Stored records
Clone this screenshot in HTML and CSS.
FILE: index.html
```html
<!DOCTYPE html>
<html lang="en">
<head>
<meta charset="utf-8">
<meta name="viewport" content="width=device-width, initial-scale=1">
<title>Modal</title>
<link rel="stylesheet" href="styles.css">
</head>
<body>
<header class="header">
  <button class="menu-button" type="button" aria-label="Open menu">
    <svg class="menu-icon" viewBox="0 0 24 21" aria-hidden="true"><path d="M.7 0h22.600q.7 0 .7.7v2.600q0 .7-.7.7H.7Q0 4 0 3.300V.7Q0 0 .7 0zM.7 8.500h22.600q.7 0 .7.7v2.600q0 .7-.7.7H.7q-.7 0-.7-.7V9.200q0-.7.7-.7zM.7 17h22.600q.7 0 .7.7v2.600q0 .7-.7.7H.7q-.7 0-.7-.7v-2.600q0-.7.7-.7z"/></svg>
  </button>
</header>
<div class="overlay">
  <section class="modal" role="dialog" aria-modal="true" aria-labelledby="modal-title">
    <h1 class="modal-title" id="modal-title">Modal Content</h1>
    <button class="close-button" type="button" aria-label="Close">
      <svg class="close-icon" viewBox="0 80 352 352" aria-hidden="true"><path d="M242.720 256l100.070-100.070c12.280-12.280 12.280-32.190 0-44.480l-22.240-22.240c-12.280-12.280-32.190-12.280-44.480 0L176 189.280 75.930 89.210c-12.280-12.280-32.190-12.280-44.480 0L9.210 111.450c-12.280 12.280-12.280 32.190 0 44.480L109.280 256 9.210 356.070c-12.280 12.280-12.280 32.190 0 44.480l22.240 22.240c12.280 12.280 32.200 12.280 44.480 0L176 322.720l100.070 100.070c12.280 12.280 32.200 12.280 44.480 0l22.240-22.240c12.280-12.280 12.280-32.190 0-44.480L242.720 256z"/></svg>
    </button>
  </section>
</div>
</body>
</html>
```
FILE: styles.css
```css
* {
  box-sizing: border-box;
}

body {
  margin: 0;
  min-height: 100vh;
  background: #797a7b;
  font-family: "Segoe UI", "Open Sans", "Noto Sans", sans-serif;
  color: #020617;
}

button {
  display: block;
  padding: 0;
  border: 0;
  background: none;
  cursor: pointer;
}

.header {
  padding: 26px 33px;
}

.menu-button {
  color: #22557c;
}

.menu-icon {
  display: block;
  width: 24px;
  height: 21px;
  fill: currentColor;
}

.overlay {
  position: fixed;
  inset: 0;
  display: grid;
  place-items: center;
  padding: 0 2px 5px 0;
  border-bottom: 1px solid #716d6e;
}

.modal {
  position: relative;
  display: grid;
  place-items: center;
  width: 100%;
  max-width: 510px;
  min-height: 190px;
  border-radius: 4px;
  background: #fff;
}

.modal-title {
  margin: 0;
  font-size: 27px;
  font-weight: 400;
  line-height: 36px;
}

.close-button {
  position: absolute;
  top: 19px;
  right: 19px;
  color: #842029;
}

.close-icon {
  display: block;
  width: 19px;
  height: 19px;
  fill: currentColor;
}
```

--

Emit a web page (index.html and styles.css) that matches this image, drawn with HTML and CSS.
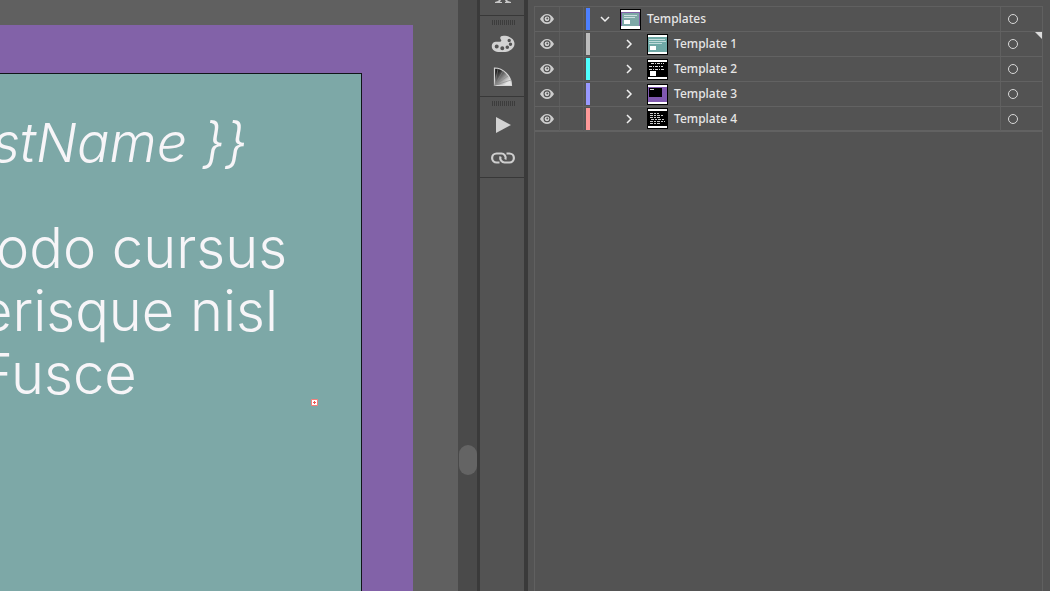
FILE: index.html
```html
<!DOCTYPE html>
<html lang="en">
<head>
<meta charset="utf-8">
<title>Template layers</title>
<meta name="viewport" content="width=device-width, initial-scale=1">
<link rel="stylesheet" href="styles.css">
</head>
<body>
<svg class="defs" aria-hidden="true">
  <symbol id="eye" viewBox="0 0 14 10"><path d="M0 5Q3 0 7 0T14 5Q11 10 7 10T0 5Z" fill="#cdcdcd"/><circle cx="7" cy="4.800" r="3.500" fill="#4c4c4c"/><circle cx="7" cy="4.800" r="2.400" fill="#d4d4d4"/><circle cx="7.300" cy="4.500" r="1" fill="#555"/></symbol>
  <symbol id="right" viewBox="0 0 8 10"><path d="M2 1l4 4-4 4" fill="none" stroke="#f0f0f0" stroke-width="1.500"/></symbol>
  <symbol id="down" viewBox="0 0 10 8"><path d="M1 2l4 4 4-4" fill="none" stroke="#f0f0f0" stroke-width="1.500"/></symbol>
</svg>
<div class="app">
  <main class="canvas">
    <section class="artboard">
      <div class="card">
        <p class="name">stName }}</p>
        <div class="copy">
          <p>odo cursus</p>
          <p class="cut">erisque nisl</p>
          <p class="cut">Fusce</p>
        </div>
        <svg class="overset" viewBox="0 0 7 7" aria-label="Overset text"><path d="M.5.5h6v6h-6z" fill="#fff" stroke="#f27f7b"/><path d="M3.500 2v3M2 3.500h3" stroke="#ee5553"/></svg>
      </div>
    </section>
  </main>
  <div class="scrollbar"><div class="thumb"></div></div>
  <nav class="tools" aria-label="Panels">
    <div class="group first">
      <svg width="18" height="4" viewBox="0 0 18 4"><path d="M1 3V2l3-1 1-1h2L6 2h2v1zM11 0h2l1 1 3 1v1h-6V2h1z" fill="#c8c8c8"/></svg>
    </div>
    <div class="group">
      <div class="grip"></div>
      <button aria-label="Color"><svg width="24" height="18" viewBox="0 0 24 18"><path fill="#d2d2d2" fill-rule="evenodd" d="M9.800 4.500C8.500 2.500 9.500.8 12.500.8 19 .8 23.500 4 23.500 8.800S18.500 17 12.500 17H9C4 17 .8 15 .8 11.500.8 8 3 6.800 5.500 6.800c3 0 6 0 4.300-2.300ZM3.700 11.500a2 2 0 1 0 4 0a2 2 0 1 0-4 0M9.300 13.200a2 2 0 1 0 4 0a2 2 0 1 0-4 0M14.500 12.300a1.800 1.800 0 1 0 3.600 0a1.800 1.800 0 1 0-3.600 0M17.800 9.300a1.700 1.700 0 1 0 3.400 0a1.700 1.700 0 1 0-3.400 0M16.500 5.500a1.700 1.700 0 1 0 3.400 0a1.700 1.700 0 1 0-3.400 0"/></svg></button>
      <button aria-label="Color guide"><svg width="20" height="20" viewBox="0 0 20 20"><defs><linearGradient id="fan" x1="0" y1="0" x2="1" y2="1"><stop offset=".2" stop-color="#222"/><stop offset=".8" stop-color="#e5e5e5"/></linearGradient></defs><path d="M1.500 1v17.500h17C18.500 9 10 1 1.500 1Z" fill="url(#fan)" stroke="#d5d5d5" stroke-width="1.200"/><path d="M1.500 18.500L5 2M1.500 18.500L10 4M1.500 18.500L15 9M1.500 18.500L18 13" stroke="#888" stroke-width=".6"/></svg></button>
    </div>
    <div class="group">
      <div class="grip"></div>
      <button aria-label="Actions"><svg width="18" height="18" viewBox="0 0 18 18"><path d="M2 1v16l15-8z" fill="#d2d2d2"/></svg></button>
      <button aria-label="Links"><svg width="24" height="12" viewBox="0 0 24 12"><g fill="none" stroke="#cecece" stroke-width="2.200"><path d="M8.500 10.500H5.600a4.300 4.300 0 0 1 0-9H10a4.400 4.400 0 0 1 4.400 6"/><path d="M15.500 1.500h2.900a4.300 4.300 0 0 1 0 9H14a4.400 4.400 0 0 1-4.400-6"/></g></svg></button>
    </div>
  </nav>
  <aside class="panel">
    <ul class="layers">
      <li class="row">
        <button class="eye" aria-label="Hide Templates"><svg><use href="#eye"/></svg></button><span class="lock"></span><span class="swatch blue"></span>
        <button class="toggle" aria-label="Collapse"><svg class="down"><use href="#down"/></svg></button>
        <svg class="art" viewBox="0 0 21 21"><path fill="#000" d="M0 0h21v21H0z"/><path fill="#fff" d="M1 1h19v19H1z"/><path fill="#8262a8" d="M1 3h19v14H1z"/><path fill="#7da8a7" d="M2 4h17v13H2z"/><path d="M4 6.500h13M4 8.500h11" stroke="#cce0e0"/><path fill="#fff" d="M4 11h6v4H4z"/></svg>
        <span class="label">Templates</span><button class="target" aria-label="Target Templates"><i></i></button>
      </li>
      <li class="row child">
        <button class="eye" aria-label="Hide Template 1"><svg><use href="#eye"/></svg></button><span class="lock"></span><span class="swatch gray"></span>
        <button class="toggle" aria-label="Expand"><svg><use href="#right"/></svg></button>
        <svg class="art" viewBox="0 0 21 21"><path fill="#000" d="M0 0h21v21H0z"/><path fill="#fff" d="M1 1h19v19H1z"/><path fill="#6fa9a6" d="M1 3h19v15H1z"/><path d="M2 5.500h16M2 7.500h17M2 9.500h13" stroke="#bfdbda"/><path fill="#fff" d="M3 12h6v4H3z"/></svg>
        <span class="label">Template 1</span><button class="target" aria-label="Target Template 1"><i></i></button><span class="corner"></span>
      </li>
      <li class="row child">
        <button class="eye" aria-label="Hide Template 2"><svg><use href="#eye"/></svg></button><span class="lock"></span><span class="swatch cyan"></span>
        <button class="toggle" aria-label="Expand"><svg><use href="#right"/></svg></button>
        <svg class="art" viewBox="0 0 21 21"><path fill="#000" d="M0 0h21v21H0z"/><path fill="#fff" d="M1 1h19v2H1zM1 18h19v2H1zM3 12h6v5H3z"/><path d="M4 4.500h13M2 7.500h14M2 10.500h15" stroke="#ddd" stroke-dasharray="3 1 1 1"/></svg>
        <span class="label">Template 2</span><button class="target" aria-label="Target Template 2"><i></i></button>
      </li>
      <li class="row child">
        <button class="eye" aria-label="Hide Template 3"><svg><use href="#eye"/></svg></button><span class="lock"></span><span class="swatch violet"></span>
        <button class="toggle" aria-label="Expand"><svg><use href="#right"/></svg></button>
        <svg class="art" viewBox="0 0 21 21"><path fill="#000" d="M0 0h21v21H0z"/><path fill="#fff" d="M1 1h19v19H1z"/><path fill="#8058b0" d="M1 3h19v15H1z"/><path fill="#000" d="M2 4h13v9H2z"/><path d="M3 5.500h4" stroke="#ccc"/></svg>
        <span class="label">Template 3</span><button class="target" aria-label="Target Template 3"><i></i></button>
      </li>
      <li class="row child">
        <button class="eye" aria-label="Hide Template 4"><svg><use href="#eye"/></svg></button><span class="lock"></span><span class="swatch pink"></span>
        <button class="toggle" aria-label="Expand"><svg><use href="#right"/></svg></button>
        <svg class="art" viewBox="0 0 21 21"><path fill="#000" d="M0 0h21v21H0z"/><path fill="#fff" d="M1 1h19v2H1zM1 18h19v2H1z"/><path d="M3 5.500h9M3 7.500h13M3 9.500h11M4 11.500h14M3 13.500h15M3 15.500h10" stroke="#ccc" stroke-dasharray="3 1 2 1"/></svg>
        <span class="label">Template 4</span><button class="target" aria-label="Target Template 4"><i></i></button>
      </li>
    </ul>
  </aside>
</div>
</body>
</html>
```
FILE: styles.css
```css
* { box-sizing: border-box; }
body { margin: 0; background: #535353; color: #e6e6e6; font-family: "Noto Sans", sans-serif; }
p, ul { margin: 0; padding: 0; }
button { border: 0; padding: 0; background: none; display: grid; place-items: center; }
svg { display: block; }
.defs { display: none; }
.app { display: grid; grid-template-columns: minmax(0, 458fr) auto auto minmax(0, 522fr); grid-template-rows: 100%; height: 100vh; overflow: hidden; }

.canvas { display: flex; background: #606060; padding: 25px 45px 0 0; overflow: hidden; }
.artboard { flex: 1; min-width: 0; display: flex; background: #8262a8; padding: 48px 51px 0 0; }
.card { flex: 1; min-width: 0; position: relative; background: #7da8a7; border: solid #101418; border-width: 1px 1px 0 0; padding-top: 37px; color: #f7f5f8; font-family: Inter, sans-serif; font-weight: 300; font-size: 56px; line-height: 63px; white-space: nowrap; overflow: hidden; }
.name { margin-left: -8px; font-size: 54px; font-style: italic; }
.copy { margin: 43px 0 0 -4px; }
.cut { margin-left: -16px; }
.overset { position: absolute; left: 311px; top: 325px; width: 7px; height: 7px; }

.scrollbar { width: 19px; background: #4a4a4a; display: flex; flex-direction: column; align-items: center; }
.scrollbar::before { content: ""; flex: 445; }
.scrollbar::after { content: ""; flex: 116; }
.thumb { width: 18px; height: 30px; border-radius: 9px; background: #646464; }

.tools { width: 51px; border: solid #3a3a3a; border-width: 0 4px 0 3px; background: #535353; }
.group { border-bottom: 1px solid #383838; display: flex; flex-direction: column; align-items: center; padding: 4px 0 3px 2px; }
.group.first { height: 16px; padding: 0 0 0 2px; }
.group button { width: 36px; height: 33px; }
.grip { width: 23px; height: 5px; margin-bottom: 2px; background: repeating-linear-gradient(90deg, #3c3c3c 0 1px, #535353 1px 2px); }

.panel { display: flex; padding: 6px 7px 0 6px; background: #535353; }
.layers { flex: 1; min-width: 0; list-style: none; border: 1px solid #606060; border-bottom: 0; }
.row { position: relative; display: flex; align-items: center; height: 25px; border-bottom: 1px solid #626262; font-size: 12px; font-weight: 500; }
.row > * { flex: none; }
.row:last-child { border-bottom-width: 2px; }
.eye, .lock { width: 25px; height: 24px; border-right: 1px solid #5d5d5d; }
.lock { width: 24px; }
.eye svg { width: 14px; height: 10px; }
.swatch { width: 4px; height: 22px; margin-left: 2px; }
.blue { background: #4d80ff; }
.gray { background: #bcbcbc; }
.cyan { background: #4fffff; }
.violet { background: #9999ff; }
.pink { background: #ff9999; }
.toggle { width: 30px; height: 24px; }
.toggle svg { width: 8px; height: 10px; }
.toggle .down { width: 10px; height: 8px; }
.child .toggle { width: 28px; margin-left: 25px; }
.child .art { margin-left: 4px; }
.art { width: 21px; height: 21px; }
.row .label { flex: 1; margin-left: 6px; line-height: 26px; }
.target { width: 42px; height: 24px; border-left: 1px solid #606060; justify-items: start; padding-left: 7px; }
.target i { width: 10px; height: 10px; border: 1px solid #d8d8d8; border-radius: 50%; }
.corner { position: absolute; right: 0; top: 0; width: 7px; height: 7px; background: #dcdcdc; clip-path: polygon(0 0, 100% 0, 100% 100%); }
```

*Work to be completed*: Copy all lines from the material that contain "this".

*Written solution*:
Clone this screenshot in HTML and CSS.
Emit a web page (index.html and styles.css) that matches this image, drawn with HTML and CSS.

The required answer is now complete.